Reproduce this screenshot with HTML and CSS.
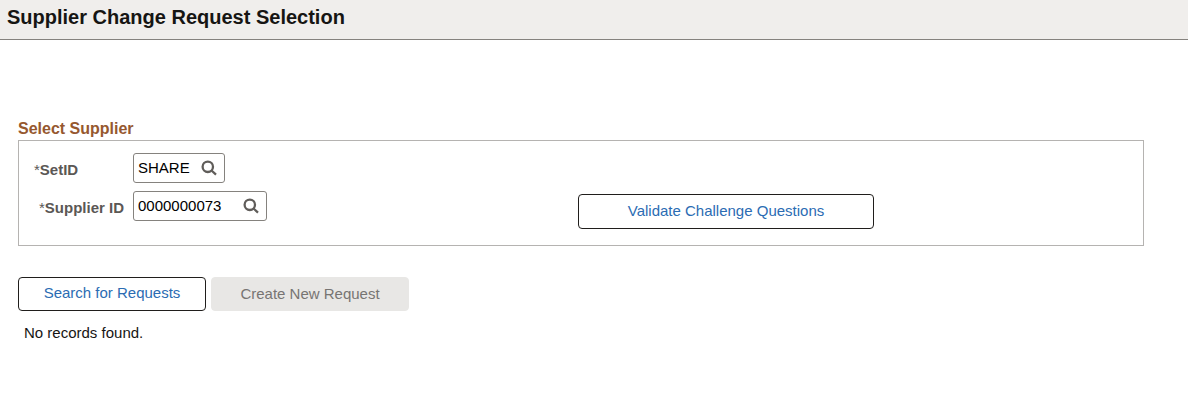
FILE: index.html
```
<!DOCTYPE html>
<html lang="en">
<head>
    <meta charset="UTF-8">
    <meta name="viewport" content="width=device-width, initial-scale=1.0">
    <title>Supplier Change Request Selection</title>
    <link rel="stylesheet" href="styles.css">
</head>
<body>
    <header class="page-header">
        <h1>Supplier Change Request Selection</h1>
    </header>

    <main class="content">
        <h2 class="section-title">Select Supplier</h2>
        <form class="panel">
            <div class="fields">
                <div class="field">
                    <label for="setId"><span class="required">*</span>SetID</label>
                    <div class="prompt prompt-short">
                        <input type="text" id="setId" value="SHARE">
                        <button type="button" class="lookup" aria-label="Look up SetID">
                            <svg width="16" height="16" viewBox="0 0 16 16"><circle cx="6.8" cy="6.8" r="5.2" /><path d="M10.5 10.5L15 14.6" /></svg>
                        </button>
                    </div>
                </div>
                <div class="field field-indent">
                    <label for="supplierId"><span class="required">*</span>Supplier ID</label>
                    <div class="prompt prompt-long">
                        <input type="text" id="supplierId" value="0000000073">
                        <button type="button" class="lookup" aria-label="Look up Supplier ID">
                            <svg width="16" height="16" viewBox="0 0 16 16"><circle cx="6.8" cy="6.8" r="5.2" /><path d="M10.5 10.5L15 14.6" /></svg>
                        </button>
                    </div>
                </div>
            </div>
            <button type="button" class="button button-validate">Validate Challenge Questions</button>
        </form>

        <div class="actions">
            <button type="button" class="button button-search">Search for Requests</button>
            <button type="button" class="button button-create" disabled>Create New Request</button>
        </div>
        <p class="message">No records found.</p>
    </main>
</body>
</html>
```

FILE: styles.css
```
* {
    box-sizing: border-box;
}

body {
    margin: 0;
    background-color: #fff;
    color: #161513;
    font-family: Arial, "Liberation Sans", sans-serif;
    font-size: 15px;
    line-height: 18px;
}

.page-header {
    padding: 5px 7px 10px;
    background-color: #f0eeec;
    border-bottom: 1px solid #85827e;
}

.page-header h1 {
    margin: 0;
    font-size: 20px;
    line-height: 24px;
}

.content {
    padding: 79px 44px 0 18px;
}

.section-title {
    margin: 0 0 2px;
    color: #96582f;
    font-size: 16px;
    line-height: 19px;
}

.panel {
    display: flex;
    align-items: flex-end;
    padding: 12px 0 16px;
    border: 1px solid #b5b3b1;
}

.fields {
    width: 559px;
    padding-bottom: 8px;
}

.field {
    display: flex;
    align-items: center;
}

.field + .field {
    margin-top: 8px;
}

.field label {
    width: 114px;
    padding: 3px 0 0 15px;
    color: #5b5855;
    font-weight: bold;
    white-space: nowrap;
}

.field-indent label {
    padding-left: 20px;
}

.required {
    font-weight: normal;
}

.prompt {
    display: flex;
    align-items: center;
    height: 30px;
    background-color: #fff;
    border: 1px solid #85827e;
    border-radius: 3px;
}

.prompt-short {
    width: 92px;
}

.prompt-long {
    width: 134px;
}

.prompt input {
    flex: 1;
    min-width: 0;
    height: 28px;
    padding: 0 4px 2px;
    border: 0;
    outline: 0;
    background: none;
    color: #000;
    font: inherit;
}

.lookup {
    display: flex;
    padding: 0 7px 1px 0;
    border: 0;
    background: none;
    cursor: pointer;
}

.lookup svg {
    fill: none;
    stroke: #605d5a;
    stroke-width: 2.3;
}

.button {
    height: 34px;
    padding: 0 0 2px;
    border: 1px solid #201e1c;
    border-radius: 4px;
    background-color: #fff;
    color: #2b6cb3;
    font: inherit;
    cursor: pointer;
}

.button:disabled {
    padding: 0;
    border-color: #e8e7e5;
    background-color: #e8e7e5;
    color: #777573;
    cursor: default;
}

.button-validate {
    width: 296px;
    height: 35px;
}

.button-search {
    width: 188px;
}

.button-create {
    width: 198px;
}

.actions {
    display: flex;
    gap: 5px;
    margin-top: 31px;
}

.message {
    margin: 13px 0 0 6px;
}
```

· · · · · · ·

Written exercise: Without the pictures, write out all of the material exactly.

Exercise output:
Reproduce this screenshot with HTML and CSS.
FILE: index.html
```
<!DOCTYPE html>
<html lang="en">
<head>
    <meta charset="UTF-8">
    <meta name="viewport" content="width=device-width, initial-scale=1.0">
    <title>Supplier Change Request Selection</title>
    <link rel="stylesheet" href="styles.css">
</head>
<body>
    <header class="page-header">
        <h1>Supplier Change Request Selection</h1>
    </header>

    <main class="content">
        <h2 class="section-title">Select Supplier</h2>
        <form class="panel">
            <div class="fields">
                <div class="field">
                    <label for="setId"><span class="required">*</span>SetID</label>
                    <div class="prompt prompt-short">
                        <input type="text" id="setId" value="SHARE">
                        <button type="button" class="lookup" aria-label="Look up SetID">
                            <svg width="16" height="16" viewBox="0 0 16 16"><circle cx="6.8" cy="6.8" r="5.2" /><path d="M10.5 10.5L15 14.6" /></svg>
                        </button>
                    </div>
                </div>
                <div class="field field-indent">
                    <label for="supplierId"><span class="required">*</span>Supplier ID</label>
                    <div class="prompt prompt-long">
                        <input type="text" id="supplierId" value="0000000073">
                        <button type="button" class="lookup" aria-label="Look up Supplier ID">
                            <svg width="16" height="16" viewBox="0 0 16 16"><circle cx="6.8" cy="6.8" r="5.2" /><path d="M10.5 10.5L15 14.6" /></svg>
                        </button>
                    </div>
                </div>
            </div>
            <button type="button" class="button button-validate">Validate Challenge Questions</button>
        </form>

        <div class="actions">
            <button type="button" class="button button-search">Search for Requests</button>
            <button type="button" class="button button-create" disabled>Create New Request</button>
        </div>
        <p class="message">No records found.</p>
    </main>
</body>
</html>
```

FILE: styles.css
```
* {
    box-sizing: border-box;
}

body {
    margin: 0;
    background-color: #fff;
    color: #161513;
    font-family: Arial, "Liberation Sans", sans-serif;
    font-size: 15px;
    line-height: 18px;
}

.page-header {
    padding: 5px 7px 10px;
    background-color: #f0eeec;
    border-bottom: 1px solid #85827e;
}

.page-header h1 {
    margin: 0;
    font-size: 20px;
    line-height: 24px;
}

.content {
    padding: 79px 44px 0 18px;
}

.section-title {
    margin: 0 0 2px;
    color: #96582f;
    font-size: 16px;
    line-height: 19px;
}

.panel {
    display: flex;
    align-items: flex-end;
    padding: 12px 0 16px;
    border: 1px solid #b5b3b1;
}

.fields {
    width: 559px;
    padding-bottom: 8px;
}

.field {
    display: flex;
    align-items: center;
}

.field + .field {
    margin-top: 8px;
}

.field label {
    width: 114px;
    padding: 3px 0 0 15px;
    color: #5b5855;
    font-weight: bold;
    white-space: nowrap;
}

.field-indent label {
    padding-left: 20px;
}

.required {
    font-weight: normal;
}

.prompt {
    display: flex;
    align-items: center;
    height: 30px;
    background-color: #fff;
    border: 1px solid #85827e;
    border-radius: 3px;
}

.prompt-short {
    width: 92px;
}

.prompt-long {
    width: 134px;
}

.prompt input {
    flex: 1;
    min-width: 0;
    height: 28px;
    padding: 0 4px 2px;
    border: 0;
    outline: 0;
    background: none;
    color: #000;
    font: inherit;
}

.lookup {
    display: flex;
    padding: 0 7px 1px 0;
    border: 0;
    background: none;
    cursor: pointer;
}

.lookup svg {
    fill: none;
    stroke: #605d5a;
    stroke-width: 2.3;
}

.button {
    height: 34px;
    padding: 0 0 2px;
    border: 1px solid #201e1c;
    border-radius: 4px;
    background-color: #fff;
    color: #2b6cb3;
    font: inherit;
    cursor: pointer;
}

.button:disabled {
    padding: 0;
    border-color: #e8e7e5;
    background-color: #e8e7e5;
    color: #777573;
    cursor: default;
}

.button-validate {
    width: 296px;
    height: 35px;
}

.button-search {
    width: 188px;
}

.button-create {
    width: 198px;
}

.actions {
    display: flex;
    gap: 5px;
    margin-top: 31px;
}

.message {
    margin: 13px 0 0 6px;
}
```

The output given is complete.